8 Unless otherwise specified, C++ standard library
functions shall perform all operations solely within the current
thread if those operations have effects that are visible (1.10) to
users.
9 [ Note: This allows implementations to parallelize operations
if there are no visible side effects. — end note ]
Conclusion
Containers are not thread safe! But it is safe to call const functions on containers from multiple parallel threads. So it is possible to do read-only operations from parallel threads without locking.
Am I right?
I pretend that their doesn't exist any faulty implementation and every implementation of the C++11 standard is correct.
Sample:
// concurrent thread access to a stl container
// g++ -std=gnu++11 -o p_read p_read.cpp -pthread -Wall -pedantic && ./p_read
#include <iostream>
#include <iomanip>
#include <string>
#include <unistd.h>
#include <thread>
#include <mutex>
#include <map>
#include <cstdlib>
#include <ctime>
using namespace std;
// new in C++11
using str_map = map<string, string>;
// thread is new in C++11
// to_string() is new in C++11
mutex m;
const unsigned int MAP_SIZE = 10000;
void fill_map(str_map& store) {
int key_nr;
string mapped_value;
string key;
while (store.size() < MAP_SIZE) {
// 0 - 9999
key_nr = rand() % MAP_SIZE;
// convert number to string
mapped_value = to_string(key_nr);
key = "key_" + mapped_value;
pair<string, string> value(key, mapped_value);
store.insert(value);
}
}
void print_map(const str_map& store) {
str_map::const_iterator it = store.begin();
while (it != store.end()) {
pair<string, string> value = *it;
cout << left << setw(10) << value.first << right << setw(5) << value.second << "\n";
it++;
}
}
void search_map(const str_map& store, int thread_nr) {
m.lock();
cout << "thread(" << thread_nr << ") launched\n";
m.unlock();
// use a straight search or poke around random
bool straight = false;
if ((thread_nr % 2) == 0) {
straight = true;
}
int key_nr;
string mapped_value;
string key;
str_map::const_iterator it;
string first;
string second;
for (unsigned int i = 0; i < MAP_SIZE; i++) {
if (straight) {
key_nr = i;
} else {
// 0 - 9999, rand is not thread-safe, nrand48 is an alternative
m.lock();
key_nr = rand() % MAP_SIZE;
m.unlock();
}
// convert number to string
mapped_value = to_string(key_nr);
key = "key_" + mapped_value;
it = store.find(key);
// check result
if (it != store.end()) {
// pair
first = it->first;
second = it->second;
// m.lock();
// cout << "thread(" << thread_nr << ") " << key << ": "

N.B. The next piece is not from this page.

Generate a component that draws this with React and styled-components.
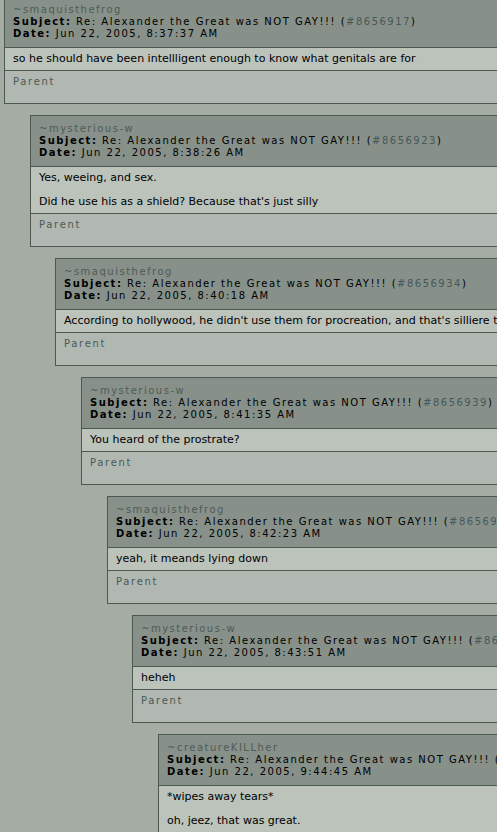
import React from 'react'
import styled, { createGlobalStyle } from 'styled-components'

const GlobalStyle = createGlobalStyle`
  html, body {
    margin: 0;
    padding: 0;
    background: #a4aca4;
    overflow: hidden;
  }
`

const Thread = styled.div`
  width: 497px;
  height: 832px;
  overflow: hidden;
  font-family: 'DejaVu Sans', Verdana, sans-serif;
`

const List = styled.div`
  display: flex;
  flex-direction: column;
  gap: 11px;
  margin-top: -4px;
`

const Post = styled.div`
  margin-left: ${(p) => Math.round(4 + p.$depth * 25.67)}px;
  width: 640px;
  flex-shrink: 0;
  border: 1px solid #4b5a50;
  background: #b1b7b1;
`

const Header = styled.div`
  background: #879089;
  border-bottom: 1px solid #4b5a50;
  padding: 7px 8px;
  font-size: 10px;
  line-height: 12px;
  letter-spacing: 1.5px;
  color: #000;
  white-space: nowrap;
`

const Author = styled.div`
  color: #4f5c56;
`

const Label = styled.b`
  font-weight: bold;
`

const PostId = styled.span`
  color: #46585a;
`

const Body = styled.div`
  background: #bbc3bb;
  border-bottom: 1px solid #4b5a50;
  padding: 5px 8px;
  font-size: 11px;
  line-height: 12px;
  color: #000;
  white-space: nowrap;

  p {
    margin: 0;
  }
  p + p {
    margin-top: 12px;
  }
`

const Footer = styled.div`
  padding: 5px 8px 15px;
  font-size: 10px;
  line-height: 12px;
  letter-spacing: 1.7px;
  color: #4a5955;
`

const posts = [
  {
    author: 'smaquisthefrog',
    id: '8656917',
    date: 'Jun 22, 2005, 8:37:37 AM',
    body: ['so he should have been intellligent enough to know what genitals are for'],
  },
  {
    author: 'mysterious-w',
    id: '8656923',
    date: 'Jun 22, 2005, 8:38:26 AM',
    body: ['Yes, weeing, and sex.', "Did he use his as a shield? Because that's just silly"],
  },
  {
    author: 'smaquisthefrog',
    id: '8656934',
    date: 'Jun 22, 2005, 8:40:18 AM',
    body: ["According to hollywood, he didn't use them for procreation, and that's silliere than anything"],
  },
  {
    author: 'mysterious-w',
    id: '8656939',
    date: 'Jun 22, 2005, 8:41:35 AM',
    body: ['You heard of the prostrate?'],
  },
  {
    author: 'smaquisthefrog',
    id: '8656948',
    date: 'Jun 22, 2005, 8:42:23 AM',
    body: ['yeah, it meands lying down'],
  },
  {
    author: 'mysterious-w',
    id: '8656960',
    date: 'Jun 22, 2005, 8:43:51 AM',
    body: ['heheh'],
  },
  {
    author: 'creatureKILLher',
    id: '8659470',
    date: 'Jun 22, 2005, 9:44:45 AM',
    body: ['*wipes away tears*', 'oh, jeez, that was great.'],
  },
]

const Reply = ({ post, depth }) => (
  <Post $depth={depth}>
    <Header>
      <Author>~{post.author}</Author>
      <div>
        <Label>Subject:</Label> Re: Alexander the Great was NOT GAY!!! (
        <PostId>#{post.id}</PostId>)
      </div>
      <div>
        <Label>Date:</Label> {post.date}
      </div>
    </Header>
    <Body>
      {post.body.map((line, i) => (
        <p key={i}>{line}</p>
      ))}
    </Body>
    <Footer>Parent</Footer>
  </Post>
)

export default function App() {
  return (
    <Thread>
      <GlobalStyle />
      <List>
        {posts.map((post, i) => (
          <Reply key={post.id} post={post} depth={i} />
        ))}
      </List>
    </Thread>
  )
}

// << right << setw(10) << first << setw(5) << second << "\n";
// m.unlock();
// check mismatch
if (key != first || mapped_value != second) {
m.lock();
cerr << key << ": " << first << second << "\n"
<< "Mismatch in thread(" << thread_nr << ")!\n";
exit(1);
// never reached
m.unlock();
}
} else {
m.lock();
cerr << "Warning: key(" << key << ") not found in thread("
<< thread_nr << ")\n";
exit(1);
// never reached
m.unlock();
}
}
}
int main() {
clock_t start, end;
start = clock();
str_map store;
srand(0);
fill_map(store);
cout << "fill_map finished\n";
// print_map(store);
// cout << "print_map finished\n";
// copy for check
str_map copy_store = store;
// launch threads
thread t[10];
for (int i = 0; i < 10; i++) {
t[i] = thread(search_map, store, i);
}
// wait for finish
for (int i = 0; i < 10; i++) {
t[i].join();
}
cout << "search_map threads finished\n";
if (store == copy_store) {
cout << "equal\n";
} else {
cout << "not equal\n";
}
end = clock();
cout << "CLOCKS_PER_SEC " << CLOCKS_PER_SEC << "\n";
cout << "CPU-TIME START " << start << "\n";
cout << "CPU-TIME END " << end << "\n";
cout << "CPU-TIME END - START " << end - start << "\n";
cout << "TIME(SEC) " << static_cast<double>(end - start) / CLOCKS_PER_SEC << "\n";
return 0;
}
This code can be compiled with GCC 4.7 and runs fine on my machine.
$ echo $?
$ 0
A data-race, from the C++11 specification in sections 1.10/4 and 1.10/21, requires at least two threads with non-atomic access to the same set of memory locations, the two threads are not synchronized with regards to accessing the set of memory locations, and at least one thread writes to or modifies an element in the set of memory locations. So in your case, if the threads are only reading, you are fine ... by definition since none of the threads write to the same set of memory locations, there are no data-races even though there is no explicit synchronization mechanism between the threads.
Yes, you are right. You are safe as long as the thread that populates your vector finishes doing so before the reader threads start. There was a similar question recently.